"I was not part of transferring anybody," Flynn told the audience in Madison on Aug. 8, 2018, six days before the primary election.
For years, accused Catholic priests were routinely transferred from one parish or school to another, and many of them continued molesting children. Certainly, transfers were actually ordered by the archdiocese, not by lawyers such as Flynn who were retained by the archdiocese.
Flynn represented the archdiocese from 1989 to 2004 and was heavily involved in priest abuse cases.
Earlier on the day of the debate, Milwaukee Journal Sentinel investigative columnist Daniel Bice posted a column about Flynn’s work. The article detailed cases indicating Flynn, to some extent, was part of the transfers:
Informed of Adamsky transfer: In an August 1992 letter, the vicar for clergy in the archdiocese contacted Flynn about the transfer of Father Raymond Adamsky in response to allegations of abuse. A bishop "suggested that I send a copy of the new assignment for Fr. Ray Adamsky for your records," the letter said. "We hope this will be satisfactory to all involved. Thanks for meeting with us. It was good to have an update on everyone." Adamsky was transferred 11 times during his work for the church.
Flynn’s campaign told Bice the meeting was not about Adamsky's transfer, but about legal claims regarding Adamsky and others.
In any case, Flynn was at least aware of the transfer.
Lawyers involved: Adamsky had his ministry restricted by a bishop in 1991, but was allowed to continue to serve as priest at the church and have access to its school. Church officials removed Adamsky from the parish in 1992 after two more children complained to their principal about the priest's "rough physical contact" with the pair.

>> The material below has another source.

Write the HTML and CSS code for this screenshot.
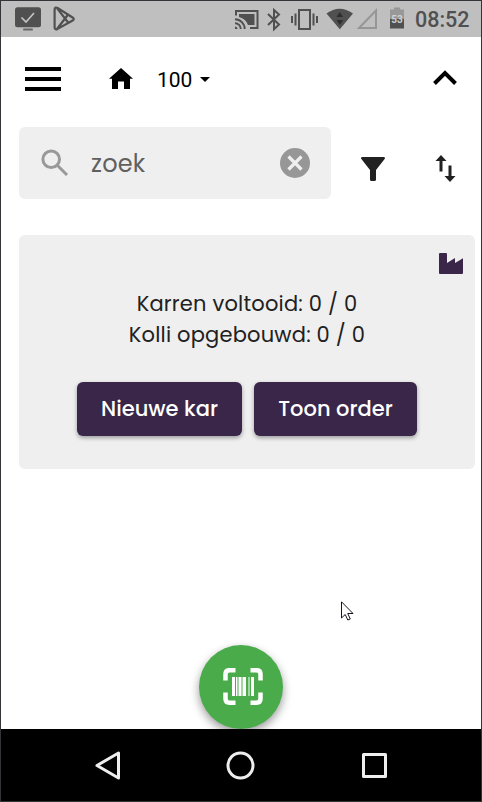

The archdiocese's website says: "Negotiations between lawyers took place about what kind of assignment would be agreeable, and it was determined that chaplain work at a retirement home would be possible."
So, Flynn was not named, but he was a key attorney for the archdiocese at the time.

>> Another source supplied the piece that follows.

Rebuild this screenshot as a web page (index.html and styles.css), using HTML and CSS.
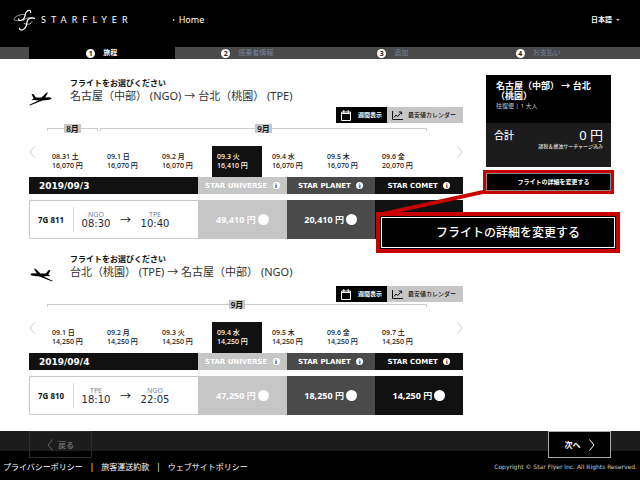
FILE: index.html
```html
<!DOCTYPE html>
<html lang="ja">
<head>
<meta charset="utf-8">
<meta name="viewport" content="width=device-width, initial-scale=1">
<title>STARFLYER</title>
<link rel="stylesheet" href="styles.css">
</head>
<body>
<svg class="defs" aria-hidden="true">
  <symbol id="plane" viewBox="0 0 24 14">
    <path d="M2.5 2 L4.6 2.2 L7 5.6 L12.5 5.6 L17.5 0.8 L19 0.6 L16.2 5.4 L19.5 5.2 Q22.5 5.2 22.6 6.6 Q22 7.8 18.5 8 L13.5 8.6 L0.8 13.4 L0.4 12.8 L9.5 8.6 L5.5 7.9 L2.5 8.2 L4.6 6.6 Z"/>
  </symbol>
  <symbol id="calendar" viewBox="0 0 10 11">
    <path d="M0.5 2h9v8.5h-9z M0.5 3.5h9 M2.8 0v3 M7.2 0v3" fill="none" stroke="currentColor"/>
  </symbol>
  <symbol id="chart" viewBox="0 0 11 9">
    <path d="M0.5 0v8.5h10.5 M2 6.5l2-2.5 1.8 1.5 3.4-4 M6.8 1h2.8v2.4" fill="none" stroke="currentColor"/>
  </symbol>
  <symbol id="left" viewBox="0 0 6 12"><path d="M5.5 0.5L1 6l4.500 5.500" fill="none" stroke="currentColor"/></symbol>
  <symbol id="right" viewBox="0 0 6 12"><path d="M0.500 0.500L5 6l-4.500 5.500" fill="none" stroke="currentColor"/></symbol>
</svg>

<header class="site-header">
  <a class="brand" href="#">
    <svg class="brand-mark" viewBox="0 0 22 23" aria-hidden="true">
      <g fill="none" stroke="#fff" stroke-linecap="round">
        <path d="M17.500 3.500C18.500 1 15 0.500 13 3.500C11.500 6 12.500 8 10.500 10C8.500 12 5.500 12 5.500 9.800" stroke-width="1.200"/>
        <path d="M12 5.500C8 5 3.500 6.500 1 9.500C0.500 11.500 4 12 7 11.500" stroke-width="0.600"/>
        <path d="M21.500 9.300C19 8.500 15.500 9 14.500 11.500C13.500 14 14 17 12 19.200C9.500 22 6 21.500 6.500 19" stroke-width="1.200"/>
        <path d="M10.500 11.500C13 8.500 17.500 8 21 9.300" stroke-width="0.600"/>
        <path d="M11 14.500C14 16 18.500 15.500 19 12.800" stroke-width="0.700"/>
      </g>
    </svg>
    <span class="brand-name">STARFLYER</span>
  </a>
  <nav class="site-nav"><a href="#">Home</a></nav>
  <button class="language" type="button">日本語</button>
</header>

<ol class="steps">
  <li class="step step--current"><span class="step-number">1</span>旅程</li>
  <li class="step"><span class="step-number">2</span>搭乗者情報</li>
  <li class="step"><span class="step-number">3</span>追加</li>
  <li class="step"><span class="step-number">4</span>お支払い</li>
</ol>

<main class="main">
  <div class="flights">
    <section class="flight">
      <div class="flight-head">
        <svg class="plane" aria-hidden="true"><use href="#plane"/></svg>
        <div>
          <h2 class="flight-title">フライトをお選びください</h2>
          <p class="flight-route">名古屋（中部） (NGO) → 台北（桃園） (TPE)</p>
        </div>
      </div>
      <div class="view-switch">
        <button class="view view--week" type="button"><svg class="icon-calendar" aria-hidden="true"><use href="#calendar"/></svg>週間表示</button>
        <button class="view view--lowest" type="button"><svg class="icon-chart" aria-hidden="true"><use href="#chart"/></svg>最安値カレンダー</button>
      </div>
      <div class="months">
        <div class="month month--short"><span>8月</span></div>
        <div class="month"><span>9月</span></div>
      </div>
      <div class="days">
        <button class="pager" type="button" aria-label="前へ"><svg class="chevron"><use href="#left"/></svg></button>
        <button class="day" type="button">08.31 土<br>16,070 円</button>
        <button class="day" type="button">09.1 日<br>16,070 円</button>
        <button class="day" type="button">09.2 月<br>16,070 円</button>
        <button class="day day--selected" type="button">09.3 火<br>16,410 円</button>
        <button class="day" type="button">09.4 水<br>16,070 円</button>
        <button class="day" type="button">09.5 木<br>16,070 円</button>
        <button class="day" type="button">09.6 金<br>20,070 円</button>
        <button class="pager pager--next" type="button" aria-label="次へ"><svg class="chevron"><use href="#right"/></svg></button>
      </div>
      <table class="fares">
        <thead>
          <tr>
            <th class="fare-date">2019/09/3</th>
            <th class="universe">STAR UNIVERSE <span class="info">i</span></th>
            <th class="planet">STAR PLANET <span class="info">i</span></th>
            <th class="comet">STAR COMET <span class="info">i</span></th>
          </tr>
        </thead>
        <tbody>
          <tr>
            <td class="itinerary">
              <div class="itinerary-row">
                <b class="flight-number">7G 811</b>
                <div class="stop"><span>NGO</span><time>08:30</time></div>
                <span class="to">→</span>
                <div class="stop"><span>TPE</span><time>10:40</time></div>
              </div>
            </td>
            <td class="universe"><label class="price">49,410 円<input type="radio" name="outbound"></label></td>
            <td class="planet"><label class="price">20,410 円<input type="radio" name="outbound"></label></td>
            <td class="comet"></td>
          </tr>
        </tbody>
      </table>
    </section>

    <section class="flight flight--return">
      <div class="flight-head">
        <svg class="plane" aria-hidden="true"><use href="#plane"/></svg>
        <div>
          <h2 class="flight-title">フライトをお選びください</h2>
          <p class="flight-route">台北（桃園） (TPE) → 名古屋（中部） (NGO)</p>
        </div>
      </div>
      <div class="view-switch">
        <button class="view view--week" type="button"><svg class="icon-calendar" aria-hidden="true"><use href="#calendar"/></svg>週間表示</button>
        <button class="view view--lowest" type="button"><svg class="icon-chart" aria-hidden="true"><use href="#chart"/></svg>最安値カレンダー</button>
      </div>
      <div class="months">
        <div class="month"><span>9月</span></div>
      </div>
      <div class="days">
        <button class="pager" type="button" aria-label="前へ"><svg class="chevron"><use href="#left"/></svg></button>
        <button class="day" type="button">09.1 日<br>14,250 円</button>
        <button class="day" type="button">09.2 月<br>14,250 円</button>
        <button class="day" type="button">09.3 火<br>14,250 円</button>
        <button class="day day--selected" type="button">09.4 水<br>14,250 円</button>
        <button class="day" type="button">09.5 木<br>14,250 円</button>
        <button class="day" type="button">09.6 金<br>14,250 円</button>
        <button class="day" type="button">09.7 土<br>14,250 円</button>
        <button class="pager pager--next" type="button" aria-label="次へ"><svg class="chevron"><use href="#right"/></svg></button>
      </div>
      <table class="fares">
        <thead>
          <tr>
            <th class="fare-date">2019/09/4</th>
            <th class="universe">STAR UNIVERSE <span class="info">i</span></th>
            <th class="planet">STAR PLANET <span class="info">i</span></th>
            <th class="comet">STAR COMET <span class="info">i</span></th>
          </tr>
        </thead>
        <tbody>
          <tr>
            <td class="itinerary">
              <div class="itinerary-row">
                <b class="flight-number">7G 810</b>
                <div class="stop"><span>TPE</span><time>18:10</time></div>
                <span class="to">→</span>
                <div class="stop"><span>NGO</span><time>22:05</time></div>
              </div>
            </td>
            <td class="universe"><label class="price">47,250 円<input type="radio" name="return"></label></td>
            <td class="planet"><label class="price">18,250 円<input type="radio" name="return"></label></td>
            <td class="comet"><label class="price">14,250 円<input type="radio" name="return"></label></td>
          </tr>
        </tbody>
      </table>
    </section>
  </div>

  <aside class="summary">
    <div class="summary-trip">
      <h3>名古屋（中部） → 台北（桃園）</h3>
      <p>往復便 | 1 大人</p>
    </div>
    <div class="summary-total">
      <span class="total-label">合計</span>
      <span class="total-price">0 円</span>
      <small>諸税＆燃油サーチャージ込み</small>
    </div>
    <div class="change">
      <button class="change-button" type="button">フライトの詳細を変更する</button>
      <svg class="callout-line" viewBox="0 0 112 28" aria-hidden="true"><path d="M4 24L109 1V5L22 24Z" fill="#c80000"/></svg>
      <div class="callout"><span>フライトの詳細を変更する</span></div>
    </div>
  </aside>
</main>

<div class="actions">
  <button class="action action--back" type="button"><svg class="chevron"><use href="#left"/></svg>戻る</button>
  <button class="action action--next" type="button">次へ<svg class="chevron"><use href="#right"/></svg></button>
</div>

<footer class="site-footer">
  <nav class="footer-links">
    <a href="#">プライバシーポリシー</a><span>|</span><a href="#">旅客運送約款</a><span>|</span><a href="#">ウェブサイトポリシー</a>
  </nav>
  <p class="copyright">Copyright © Star Flyer Inc. All Rights Reserved.</p>
</footer>
</body>
</html>
```
FILE: styles.css
```css
* { box-sizing: border-box; }

body {
  display: flex;
  flex-direction: column;
  min-height: 100vh;
  margin: 0;
  background: #fff;
  color: #111;
  font-family: "Noto Sans", "Noto Sans CJK JP", sans-serif;
  font-size: 8px;
  line-height: 10px;
}

h2, h3, p, ol { margin: 0; padding: 0; }
a { color: inherit; text-decoration: none; }
button { margin: 0; padding: 0; border: 0; background: none; color: inherit; font: inherit; }
.defs { display: none; }

/* Header */
.site-header {
  display: flex;
  align-items: center;
  height: 47px;
  padding: 0 20px 7px 13px;
  background: #000;
  color: #fff;
}
.brand { display: flex; align-items: center; gap: 6px; }
.brand-mark { width: 22px; height: 23px; }
.brand-name { font: 9px/12px Lato, sans-serif; letter-spacing: 5px; }
.site-nav { flex: 1; margin-left: 40px; font-size: 9px; }
.site-nav a { display: flex; align-items: center; gap: 4px; }
.site-nav a::before {
  content: "";
  border: 1px solid transparent;
  border-left: 2px solid #fff;
  border-right: 0;
}
.language { display: flex; align-items: center; gap: 4px; font-size: 7px; font-weight: 700; }
.language::after {
  content: "";
  border: 2px solid transparent;
  border-top-color: #bbb;
  border-bottom: 0;
}

/* Progress */
.steps {
  display: grid;
  grid-template-columns: repeat(4, 1fr);
  padding: 0 29px;
  background: #4a4a4a;
  list-style: none;
}
.step {
  display: flex;
  align-items: center;
  justify-content: center;
  gap: 8px;
  height: 12px;
  color: #76839c;
  font-size: 7px;
}
.step--current { background: #000; color: #fff; font-weight: 700; }
.step-number {
  width: 9px;
  height: 9px;
  border-radius: 50%;
  background: #fff;
  color: #222;
  font-size: 7px;
  font-weight: 700;
  line-height: 9px;
  text-align: center;
}

/* Page columns */
.main {
  display: grid;
  grid-template-columns: 434fr 125fr;
  gap: 23px;
  padding: 16px 29px 4px;
}

/* Flight section */
.flight { height: 176px; padding-top: 2px; }
.flight-head { display: grid; grid-template-columns: 41px 1fr; align-items: end; }
.plane { width: 24px; height: 14px; margin-bottom: -3px; }
.flight--return .plane { transform: scaleX(-1); }
.flight-title { font-size: 8px; line-height: 12px; }
.flight-route { color: #333; font-size: 11px; line-height: 14px; }

.view-switch { display: flex; justify-content: flex-end; margin-top: 4px; }
.view { display: flex; align-items: center; height: 16px; font-size: 6px; }
.view--week { gap: 7px; padding: 0 5px; background: #000; color: #fff; font-weight: 700; }
.view--lowest { gap: 5px; padding: 0 7px 0 5px; background: #c6c6c6; font-weight: 500; }
.icon-calendar { width: 10px; height: 11px; }
.icon-chart { width: 11px; height: 9px; }

.months { display: flex; gap: 2px; margin: 1px 36px 0 18px; }
.month {
  position: relative;
  flex: 327;
  height: 9px;
  text-align: center;
}
.month--short { flex: 51; }
.month::before {
  content: "";
  position: absolute;
  inset: 4px 0 2px;
  border: 1px solid #ccc;
  border-bottom: 0;
}
.month span {
  position: relative;
  display: inline-block;
  padding: 0 2px;
  background: #c6c6c6;
  font-weight: 600;
  line-height: 9px;
  vertical-align: top;
}

.flight--return .view-switch { margin-top: 7px; }
.flight--return .months { margin-top: -2px; }

.days {
  display: grid;
  grid-template-columns: 18px repeat(7, 1fr) 31px;
  height: 31px;
  margin-top: 13px;
}
.day {
  margin-right: 5px;
  padding: 0 0 2px 5px;
  font-size: 7px;
  font-weight: 500;
  line-height: 9px;
  text-align: left;
  white-space: nowrap;
}
.day--selected { background: #111; color: #fff; }
.pager { align-self: start; height: 12px; color: #ccc; text-align: left; }
.pager--next { text-align: right; }
.chevron { display: inline-block; width: 6px; height: 12px; }

/* Fare table */
.fares { width: 100%; border-spacing: 0; table-layout: fixed; }
.fares th {
  height: 17px;
  padding: 0;
  color: #fff;
  font: bold 7px/10px "DejaVu Sans", sans-serif;
  white-space: nowrap;
}
.fares .fare-date {
  width: 39%;
  padding-left: 10px;
  background: #111;
  font-size: 9px;
  text-align: left;
}
.fares td { height: 39px; padding: 0; color: #fff; }
.fares tbody::before { content: ""; display: block; height: 6px; }
.universe { background: #c6c6c6; }
.planet { background: #4a4a4a; }
.comet { background: #111; }
.info {
  display: inline-block;
  width: 7px;
  height: 7px;
  margin-left: 3px;
  border-radius: 50%;
  background: #fff;
  color: #333;
  font-size: 6px;
  line-height: 7px;
  text-align: center;
}
.fares .itinerary { border: 1px solid #c6c6c6; border-right: 0; border-radius: 2px 0 0 2px; color: #111; }
.itinerary-row { display: flex; align-items: center; padding-left: 8px; }
.flight-number { width: 36px; line-height: 25px; border-right: 1px solid #ddd; }
.stop { width: 44px; text-align: center; }
.stop span { display: block; color: #7482a0; font-size: 7px; line-height: 9px; }
.stop time { display: block; color: #222838; font: 10px/10px "DejaVu Sans", sans-serif; }
.to { width: 15px; font-size: 11px; text-align: center; }
.price {
  display: flex;
  align-items: center;
  justify-content: center;
  font-size: 9px;
  font-weight: 700;
}
.price input {
  appearance: none;
  width: 11px;
  height: 11px;
  margin: 0 0 0 2px;
  border-radius: 50%;
  background: #fff;
}

/* Summary */
.summary { color: #fff; }
.summary-trip { min-height: 48px; padding: 6px 10px; background: #000; }
.summary-trip h3 { font-size: 9px; line-height: 10px; }
.summary-trip p { color: #ccc; font-size: 6px; line-height: 10px; }
.summary-total {
  display: grid;
  grid-template-columns: auto 1fr;
  align-content: start;
  min-height: 44px;
  padding: 5px 8px;
  background: #1c1c1c;
}
.total-label { font-size: 10px; font-weight: 500; line-height: 15px; }
.total-price { font-size: 13px; line-height: 15px; text-align: right; }
.summary-total small { grid-column: 1 / -1; font-size: 5px; line-height: 7px; text-align: right; }

.change { position: relative; margin: 3px -3px 0; border: 3px solid #c80000; background: #000; }
.change-button {
  display: block;
  width: 100%;
  height: 18px;
  padding-left: 10px;
  border: 1px solid #888;
  font-size: 6px;
  font-weight: 700;
}
.callout-line { position: absolute; top: 16px; right: 125px; width: 112px; height: 28px; }
.callout {
  position: absolute;
  top: 39px;
  right: -9px;
  width: 244px;
  padding: 1px;
  border: 4px solid #c80000;
  background: #000;
}
.callout span {
  display: block;
  border: 1px solid #fff;
  font-size: 12px;
  font-weight: 500;
  line-height: 29px;
  text-align: center;
  padding-left: 20px;
}

/* Bottom bars */
.actions {
  display: flex;
  justify-content: space-between;
  height: 20px;
  margin-top: auto;
  padding: 0 29px;
  background: #1c1c1c;
}
.action {
  position: relative;
  display: flex;
  align-items: center;
  justify-content: center;
  width: 63px;
  height: 27px;
  font-weight: 700;
}
.action--back { gap: 5px; border: 1px solid #2c2c2c; color: #666; }
.action--next { gap: 8px; border: 1px solid #aaa; background: #000; color: #fff; }
.site-footer {
  display: flex;
  justify-content: space-between;
  height: 29px;
  padding: 11px 3px 0;
  background: #000;
  color: #fff;
}
.footer-links { display: flex; gap: 7px; }
.copyright { color: #ccc; font: 6px/10px "DejaVu Sans", sans-serif; }
```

Another meeting: In a case involving a different priest, Father Mike Krejci, Flynn is listed in court records as being in a November 1994 meeting with Krejci, the archbishop and other archdiocese officials. Krejci had just been accused in a letter from another priest of sexually abusing a child.
Flynn’s campaign told Bice the records do not indicate that the meeting involving Flynn had to do with a reassignment of Krejci. The decision regarding the priest's future was made at a meeting the next day, without Flynn in attendance, the campaign contended.
So, here, too, Flynn is centrally involved in a priest case and attended a meeting about one of the accused priests the day before the priest’s transfer.
Response from Flynn
For this fact check, Flynn campaign manager Bryan Kennedy told us that despite the documents cited in Bice’s column, there are no letters from Flynn "directing the archbishop to transfer priests nor are there directives or memos that Matt signed off on that would show his approval or collaboration in making decisions about transfers."
Fair enough. But it’s also clear Flynn was heavily involved in cases where accused priests were transferred.
Flynn says he was "not part of transferring" any priests accused of sexual abuse.
There is no evidence to show that Flynn advised the archdiocese to transfer priests accused of molesting children to different parishes.
But Flynn was a top attorney for the archdiocese during a period of years when a number of such transfers were done, and he had at least some involvement with cases in which accused priests were transferred.
We rate Flynn’s statement Half True.